There was a real sense of urgency about us all knowing that soon Kingies will became two thin on the ground to target and the lure of wearing stupid trousers to chase little white balls although snake infested bush overwhelms us and lads golfing weekends push fishing into and even smaller window of opportunity.

With that in mind Hamish turns up at the marina totally unprepared one hour late only then to realise we don’t have the keys for the boat (never trust the Scotts). After a blizzard of four letter words and ironic laughter we finally hit the water at 8.30!

By 8.30 the early bird may well have got the worm but as a result of boredom whilst waiting for the keys to arrive and a huge degree of luck we have 5 of the biggest squid I have ever seen swimming around and esky. Result!!!! Squid = Kings guaranteed, right?

After having our precious squid baits torn to shreds at the wedding cakes and other navigating markers by ravenous leather jackets hope off kings started to fade and talk of the evening’s activities started creeping in to conversation.

In a last desperate bid for kings we hit Sow and pigs and burlied hard with all the bait we bought and hadn’t used due to our chunky squid.

Very soon I had boated Trevs, Bream and lost a couple of suspected rats in the trail whilst Hamish had been smashed on the top of the reef on Squid. Things were certainly looking up until phones started ringing with inpatient ladies on the other end applying unreasonable time pressures on our fun.

With last cast called Hamish having cast a squid head to one of the markers screams he’s in. It was a slow and powerful straight run over the top of the reef with no sign of wanting to do 8 laps of the maker. It wasn’t a king then it must be a ray, or maybe a jew? who knows?

After 5 mins of fair fighting we have colour, but still inconclusive, it’s a fish we know that, it was a “fish shaped” fish like you used to draw as a kid and certainly not small.

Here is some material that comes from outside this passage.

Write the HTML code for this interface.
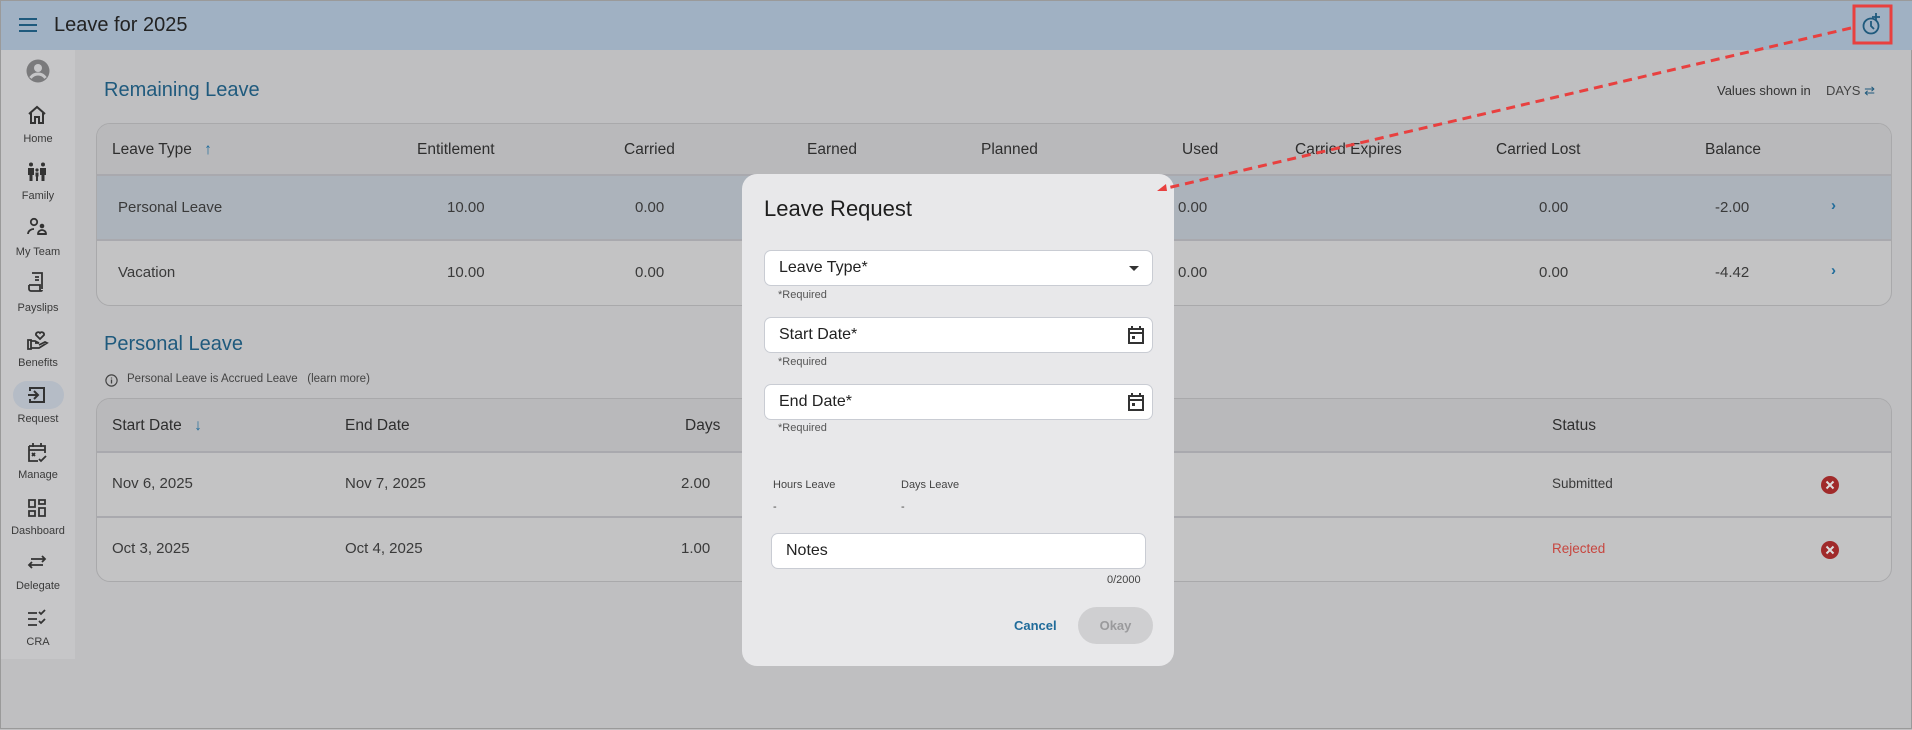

With King, ray and Jew out of the equation I was stumped, you don’t get 10K bream, and it wasn’t red enough to be a snapper.

As I grabbed the net and Hamish muscled the fish it up into full view I finally clocked on what it was, obvious when you think about it, what the most common big fish you see when you are snorkelling?

With more luck that better judgement we some how managed to squeeze the huge blue/grey body into my inadequate (now ruined) landing net first time to reveal to the now elated captor his personal best fish at 10K plus groper!

After a couple of snaps back he went to the sound of a smug Jock practicing his heroic story of "how he bust his personal best by a mile" ready to deliver to the pub audience later in the evening.

Once again cant get the photo up and if someone can help I have plenty.